What I object to (well that’s a bit harsh, I don’t really object to much) is what I see as a lazy hook in an article — I could really care less about the subject of the article (it could be the whole “me generation tripe, or sandwich generation or MTV generation etc) but that wide ranges of other peoples personal experiences (and not mine in this case) are ignored so to make a point.
As for wanting someone to write an article about me — believe me that is the last thing I want. One of the best things about being a writer is anonimity. I used to get a little pissed if I wrote something and the director got all the credit until I realized that if it goes bad, they usually get all the blame.

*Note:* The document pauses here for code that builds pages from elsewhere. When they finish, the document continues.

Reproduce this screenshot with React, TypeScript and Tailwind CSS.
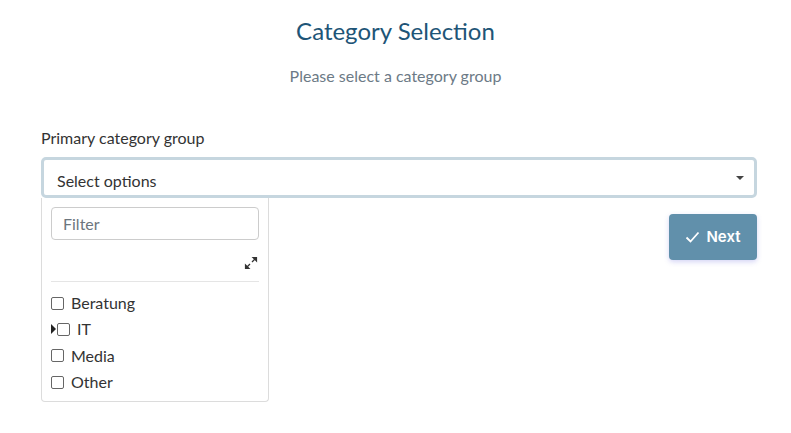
import { useState } from "react";

const options = ["Beratung", "IT", "Media", "Other"];

function ExpandIcon() {
  return (
    <svg width="14" height="14" viewBox="0 0 14 14" fill="none" stroke="#333" strokeWidth="1.2">
      <path d="M8 6 L11.5 2.5" />
      <path d="M9 1.5 H12.5 V5 Z" fill="#333" />
      <path d="M6 8 L2.5 11.5" />
      <path d="M1.5 9 V12.5 H5 Z" fill="#333" />
    </svg>
  );
}

export default function App() {
  const [checked, setChecked] = useState<Record<string, boolean>>({});

  return (
    <div className="min-h-[433px] w-[791px] bg-white font-['Lato',sans-serif] text-[#333]">
      <div className="flex flex-col items-center pt-[17px]">
        <h1 className="text-[24px] leading-[28px] text-[#1e5577]">Category Selection</h1>
        <p className="mt-[22px] text-[16px] leading-[18px] text-[#6c7a86]">Please select a category group</p>
      </div>

      <div className="pl-[41px] pr-[34px] pt-[43px]">
        <label className="block text-[16px] leading-[20px] text-[#333]">Primary category group</label>

        <div className="mt-[9px] flex h-[41px] items-center justify-between rounded-[5px] border-[3px] border-[#c6d6df] pl-[13px] pr-[10px]">
          <span className="pt-[7px] text-[16px] leading-[20px] text-[#333]">Select options</span>
          <span className="h-0 w-0 border-x-[4px] border-t-[4px] border-x-transparent border-t-[#444]" />
        </div>

        <div className="flex items-start justify-between">
          <div className="w-[228px] rounded-b-[4px] border border-t-0 border-[#dcdcdc] px-[9px] pt-[9px] pb-[6px]">
            <div className="flex h-[33px] items-center rounded-[4px] border border-[#ccc] px-[11px] text-[16px] text-[#6c757d]">
              Filter
            </div>
            <div className="flex h-[41px] items-center justify-end pr-[1px] pt-[4px]">
              <ExpandIcon />
            </div>
            <div className="border-t border-[#e5e5e5]" />
            <div className="pt-[8px]">
              {options.map((o) => (
                <label key={o} className="flex h-[26.3px] items-center text-[16px] text-[#333]">
                  {o === "IT" && (
                    <span className="mr-[1px] h-0 w-0 border-y-[5px] border-l-[5px] border-y-transparent border-l-[#222]" />
                  )}
                  <input
                    type="checkbox"
                    checked={!!checked[o]}
                    onChange={() => setChecked({ ...checked, [o]: !checked[o] })}
                    className="m-0 h-[13px] w-[13px] appearance-none rounded-[2px] border border-[#666] bg-white"
                  />
                  <span className="ml-[7px]">{o}</span>
                </label>
              ))}
            </div>
          </div>

          <button className="mt-[16px] flex h-[46px] w-[88px] items-center justify-center gap-[6px] rounded-[4px] bg-[#6190ab] font-['Inter',sans-serif] text-[15px] font-semibold text-white shadow-[0_2px_5px_rgba(90,90,220,0.25)]">
            <svg width="15" height="12" viewBox="0 0 15 12" fill="none" stroke="white" strokeWidth="1.8">
              <path d="M1.5 6.5 L5.5 10.5 L13.5 1.5" />
            </svg>
            Next
          </button>
        </div>
      </div>
    </div>
  );
}
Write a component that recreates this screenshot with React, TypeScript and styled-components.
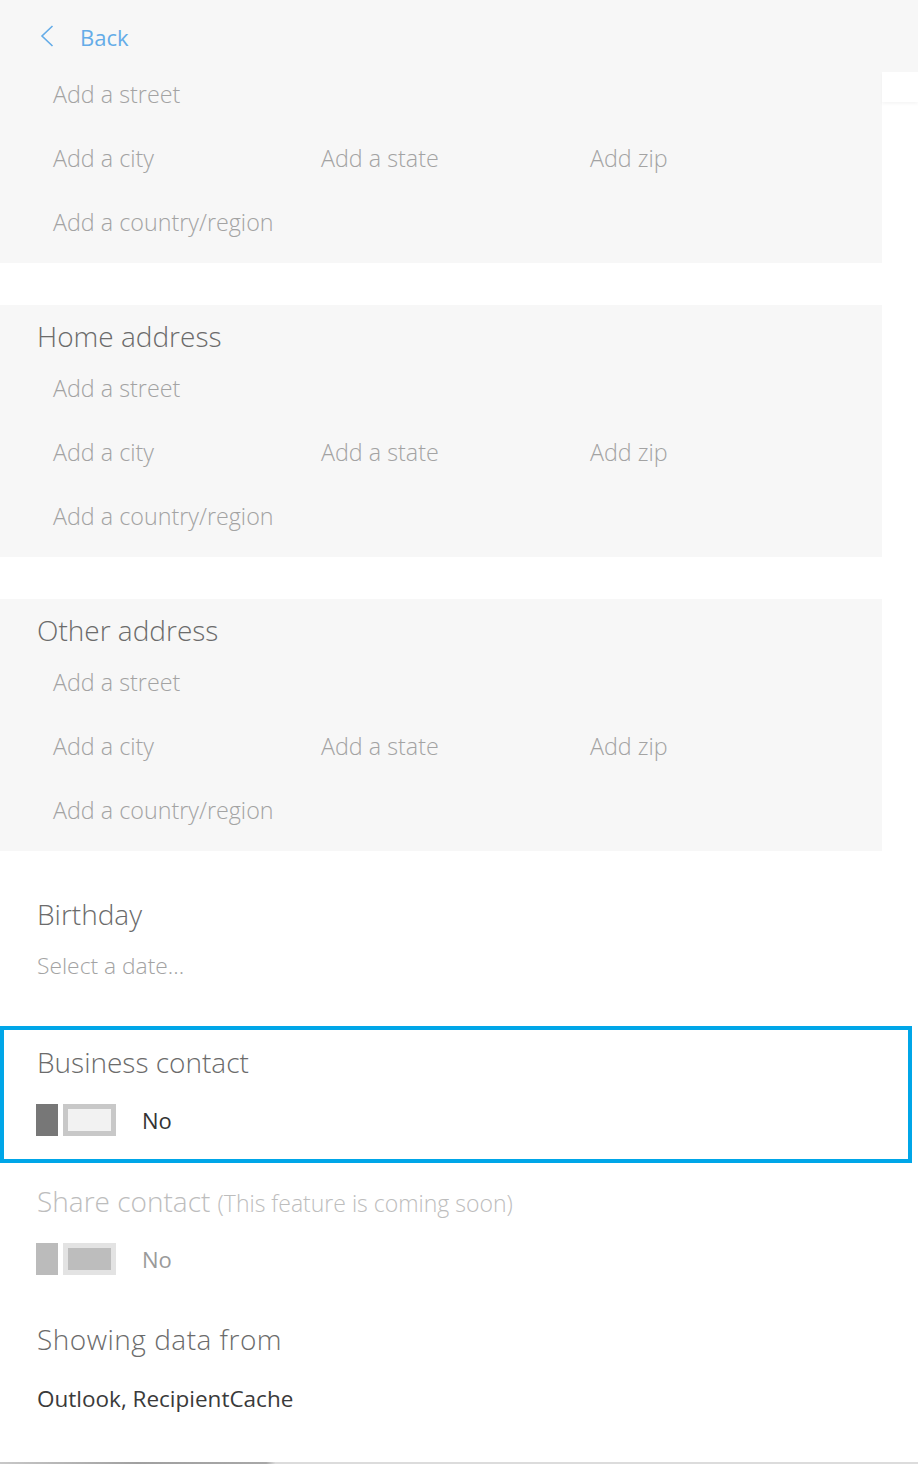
import React from "react";
import styled, { createGlobalStyle } from "styled-components";

const Global = createGlobalStyle`
  html, body { margin: 0; padding: 0; background: #ffffff; }
  body { font-family: "Open Sans", "Noto Sans", sans-serif; }
  * { box-sizing: border-box; }
`;

const Page = styled.div`
  width: 918px;
  height: 1464px;
  position: relative;
  overflow: hidden;
  background: #fff;
  display: flex;
  flex-direction: column;
`;

const Header = styled.div`
  height: 72px;
  flex: none;
  background: #f7f7f7;
  display: flex;
  align-items: center;
  padding-left: 40px;
  gap: 26px;
  color: #64ace8;
`;

const BackLabel = styled.span`
  font-size: 22px;
  font-weight: 400;
  line-height: 28px;
  margin-top: 2px;
  color: #64ace8;
`;

const Upper = styled.div`
  display: flex;
  align-items: flex-start;
`;

const Body = styled.div`
  display: flex;
  flex-direction: column;
  width: 882px;
`;

const SideTab = styled.div`
  width: 36px;
  height: 30px;
  background: #fff;
  box-shadow: 0 2px 3px rgba(0, 0, 0, 0.04);
`;

const Card = styled.section<{ $first?: boolean }>`
  background: #f7f7f7;
  padding: ${(p) => (p.$first ? "2px" : "15px")} 0 21px 37px;
  margin-top: ${(p) => (p.$first ? "0" : "42px")};
  display: flex;
  flex-direction: column;
`;

const Title = styled.h2<{ $muted?: boolean; $wide?: boolean }>`
  margin: 0;
  font-size: 28px;
  font-weight: 300;
  line-height: 32px;
  letter-spacing: ${(p) => (p.$wide ? "0.5px" : "0")};
  color: ${(p) => (p.$muted ? "#bdbdbd" : "#6b6b6b")};
  white-space: nowrap;
`;

const Note = styled.span`
  font-size: 23px;
  color: #bdbdbd;
`;

const Fields = styled.div<{ $first?: boolean }>`
  display: grid;
  grid-template-columns: 268px 269px auto;
  row-gap: 24px;
  padding-left: 16px;
  margin-top: ${(p) => (p.$first ? "0" : "16px")};
`;

const Field = styled.div<{ $span?: boolean }>`
  height: 40px;
  display: flex;
  align-items: center;
  font-size: 23.3px;
  font-weight: 300;
  color: #a3a3a3;
  grid-column: ${(p) => (p.$span ? "1 / -1" : "auto")};
  white-space: nowrap;
`;

const Plain = styled.div<{ $top: number }>`
  padding-left: 37px;
  margin-top: ${(p) => p.$top}px;
  display: flex;
  flex-direction: column;
`;

const Value = styled.div<{ $dark?: boolean; $top: number }>`
  margin-top: ${(p) => p.$top}px;
  font-size: ${(p) => (p.$dark ? "22.5px" : "22.8px")};
  font-weight: ${(p) => (p.$dark ? 400 : 300)};
  line-height: 28px;
  color: ${(p) => (p.$dark ? "#3a3a3a" : "#a3a3a3")};
`;

const Focus = styled.div`
  margin-top: 46px;
  width: 912px;
  border: 4px solid #00a6e8;
  padding: 16px 0 23px 33px;
  display: flex;
  flex-direction: column;
`;

const ToggleRow = styled.div<{ $top: number }>`
  margin-top: ${(p) => p.$top}px;
  display: flex;
  align-items: center;
  margin-left: -1px;
`;

const Thumb = styled.div<{ $disabled?: boolean }>`
  width: 22px;
  height: 32px;
  background: ${(p) => (p.$disabled ? "#bbbbbb" : "#777777")};
`;

const Track = styled.div<{ $disabled?: boolean }>`
  margin-left: 5px;
  width: 53px;
  height: 32px;
  border: 5px solid ${(p) => (p.$disabled ? "#e3e3e3" : "#c8c8c8")};
  background: ${(p) => (p.$disabled ? "#bdbdbd" : "#f2f2f2")};
`;

const ToggleText = styled.span<{ $disabled?: boolean }>`
  margin-left: 26px;
  font-size: 22px;
  font-weight: 400;
  color: ${(p) => (p.$disabled ? "#9a9a9a" : "#333333")};
`;

const ScrollEdge = styled.div`
  position: absolute;
  left: 0;
  right: 0;
  bottom: 0;
  height: 2px;
  background: linear-gradient(to right, #c8c8c8 0%, #a0a0a0 15%, #a8a8a8 29%, #dcdcdc 30%, #dcdcdc 100%);
`;

const Chevron = () => (
  <svg width="14" height="22" viewBox="0 0 14 22" fill="none">
    <path d="M12.5 1 L2 11 L12.5 21" stroke="#64ace8" strokeWidth="1.6" />
  </svg>
);

const AddressFields = ({ first }: { first?: boolean }) => (
  <Fields $first={first}>
    <Field $span>Add a street</Field>
    <Field>Add a city</Field>
    <Field>Add a state</Field>
    <Field>Add zip</Field>
    <Field $span>Add a country/region</Field>
  </Fields>
);

const Toggle = ({ disabled, top }: { disabled?: boolean; top: number }) => (
  <ToggleRow $top={top}>
    <Thumb $disabled={disabled} />
    <Track $disabled={disabled} />
    <ToggleText $disabled={disabled}>No</ToggleText>
  </ToggleRow>
);

export default function App() {
  return (
    <Page>
      <Global />
      <Header>
        <Chevron />
        <BackLabel>Back</BackLabel>
      </Header>
      <Upper>
        <Body>
          <Card $first>
            <AddressFields first />
          </Card>
          <Card>
            <Title>Home address</Title>
            <AddressFields />
          </Card>
          <Card>
            <Title>Other address</Title>
            <AddressFields />
          </Card>
        </Body>
        <SideTab />
      </Upper>
      <Plain $top={47}>
        <Title>Birthday</Title>
        <Value $top={22}>Select a date...</Value>
      </Plain>
      <Focus>
        <Title>Business contact</Title>
        <Toggle top={26} />
      </Focus>
      <Plain $top={22}>
        <Title $muted>
          Share contact <Note>(This feature is coming soon)</Note>
        </Title>
        <Toggle disabled top={24} />
      </Plain>
      <Plain $top={48}>
        <Title $wide>Showing data from</Title>
        <Value $dark $top={30}>Outlook, RecipientCache</Value>
      </Plain>
      <ScrollEdge />
    </Page>
  );
}
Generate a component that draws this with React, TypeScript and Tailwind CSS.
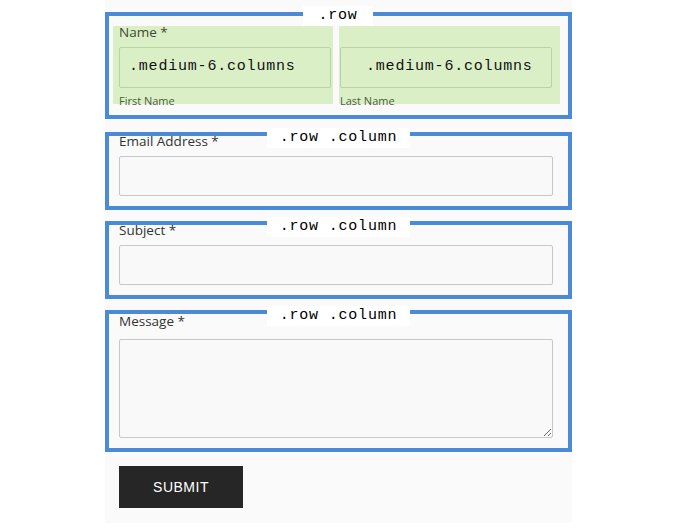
import React from 'react';

const mono = { fontFamily: '"Liberation Mono", "DejaVu Sans Mono", monospace' };
const sans = { fontFamily: '"Open Sans", "Liberation Sans", Arial, sans-serif' };

function Tab({ text, className }: { text: string; className: string }) {
  return (
    <div
      className={`absolute bg-white text-black text-[15px] tracking-[0.8px] leading-[20px] h-[20px] flex items-center justify-center ${className}`}
      style={mono}
    >
      {text}
    </div>
  );
}

function Field({ label, tall }: { label: string; tall?: boolean }) {
  return (
    <div className="relative border-4 border-[#4a8ad6] pl-[10px] pr-[15px] pb-[10px]">
      <Tab text=".row .column" className="left-[158px] top-[-8px] w-[143px]" />
      <label
        className={`block text-[13.5px] leading-[10px] text-[#333] ${tall ? 'h-[25px] pt-[2px]' : 'h-[20px]'}`}
        style={sans}
      >
        {label} *
      </label>
      {tall ? (
        <textarea className="block w-full h-[99px] bg-[#f9f9f9] border border-[#c8c8c8] rounded-[2px] resize" />
      ) : (
        <input className="block w-full h-[40px] bg-[#f9f9f9] border border-[#c8c8c8] rounded-[2px]" />
      )}
    </div>
  );
}

export default function App() {
  return (
    <div className="min-h-screen bg-white" style={sans}>
      <form className="ml-[105px] w-[467px] bg-[#fafafa] pt-[12px] pb-[15px]">
        {/* Name row */}
        <div className="relative border-4 border-[#4a8ad6] pl-[4px] pr-[8px] pt-[10px] pb-[11px] flex gap-[6px]">
          <Tab text=".row" className="left-[194px] top-[-10px] w-[70px]" />
          <div className="flex-1 h-[78px] bg-[#dbefc6] pl-[6px] pr-[2px]">
            <label className="block h-[21px] pt-[1px] text-[13.5px] leading-[11px] text-[#3c4a30]">Name *</label>
            <div
              className="h-[41px] border border-[#b9d4a2] rounded-[2px] flex items-center pl-[9px] text-[15px] tracking-[0.8px] text-[#111]"
              style={mono}
            >
              .medium-6.columns
            </div>
            <div className="text-[11px] leading-[12px] mt-[7px] text-[#4b5d3c]">First Name</div>
          </div>
          <div className="flex-1 h-[78px] bg-[#dbefc6] pl-[1px] pr-[8px]">
            <div className="h-[21px]" />
            <div
              className="h-[41px] border border-[#b9d4a2] rounded-[2px] flex items-center pl-[25px] text-[15px] tracking-[0.8px] text-[#111]"
              style={mono}
            >
              .medium-6.columns
            </div>
            <div className="text-[11px] leading-[12px] mt-[7px] text-[#4b5d3c]">Last Name</div>
          </div>
        </div>

        <div className="mt-[13px] flex flex-col gap-[11px]">
          <Field label="Email Address" />
          <Field label="Subject" />
          <Field label="Message" tall />
        </div>

        <div className="pl-[14px] mt-[14px]">
          <button
            type="button"
            className="w-[124px] h-[42px] bg-[#262626] text-white text-[14px] font-medium tracking-[0.5px]"
            style={{ fontFamily: '"Liberation Sans", Arial, sans-serif' }}
          >
            SUBMIT
          </button>
        </div>
      </form>
    </div>
  );
}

Yeah, that was a snide joke about maybe they’ll write something about you guys – sorry, it wasn’t really directed at you specifically. It was more a reaction to the point of my post – which has very little to do with this comments discussion – in that I’ve been noticing a lack of female voices out there in Canadian tvland before this article, so, you know, it’s not like there’s a shortage of the male perspective out there. I don’t actually believe you were asking to have something written about you.
DMc on the other hand … it is all about him.
Yes. Me = Bad man.
I think I’ve finally got it though. Your snide jokes = okay.
Mine, see “Bad Man.”
Your anecdotal feelings = okay. Mine = where’s your hard data, buster?
Frank points out ‘lazy hook’ = okay. I do the same, let’s bust out the BM.
The whole thing’s a bit silly, rilly. Not worthy of your general clear- headedness.
But in the end, I guess the thing that’s most true is that it’s clear that any issue around gender is so supercharged, like race, that you mix it with internet commentary and you have yourself a nice Molotov cocktail.
So there it is, then. I’m gonna go read Maureen Ryan now.
Yeah, that doesn’t actually come through with the requisite bemused wryness.
I’d translate that into emoticon, but I’d probably break two fingers.
And I need those fingers if I’m going to dial the phone to get all those articles written about me as great white father. Peace.